Posted by Social Science Research Network

Global Antitrust Trends in the Context of Refusal to License Iprs Gergana Miteva (University of Turin) & Gvantsa Duduchava (University of Turin)

Abstract: State-granted intellectual property rights serve to encourage innovation by granting the IPR holder a reward better than what a competitive market could offer. Some IPR owners seek to maximize this reward by either not licensing at all or blocking certain competitors from accessing the IP. Refusal to license is not only permissible under intellectual property incentive policies, but it is in their core. However, this practice may misbalance intellectual property systems by overemphasizing stimuli to invest in future invention and authorship at the expense of short-term allocative inefficiencies and lower consumer welfare. Each of the possible direct short-term and indirect long-term consumer effects such as pushing up of prices, restricting range and availability of IP-based products or lowering their quality, is believed to reduce consumer welfare. What justifies tolerating negative side-effects of absolute exclusivity of IPRs is that the policy boosts investment in risky innovation projects which in turn could benefit consumers by increasing the variety of products on the market. Both developed and developing countries have struggled with where to draw the line of IPR exclusivity so as to fine-tune inventor incentives to consumer welfare. To date, this balancing act is very much an unsettled matter on which the two leading IP systems – those of the US and the EU – converge.

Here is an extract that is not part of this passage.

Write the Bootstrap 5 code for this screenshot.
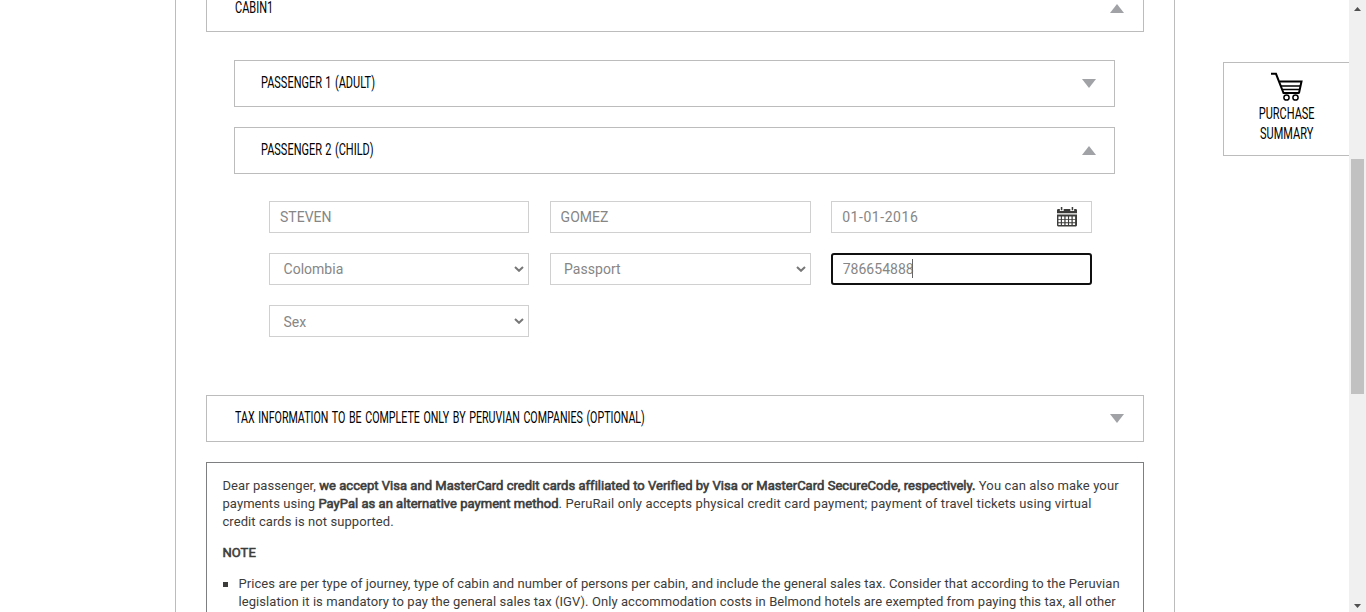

This research paper seeks to outline current competition policy trends in the context of refusal to license IPRs and discuss their effect on developing countries. The paper focuses on the two leading policy-driving jurisdictions – that of the EU and the US, with analysis on the general directions in which they seem to be headed as well as their territorial and extraterritorial effects. Finally, this paper reviews the available remedies for unlawful refusal to license IPRs.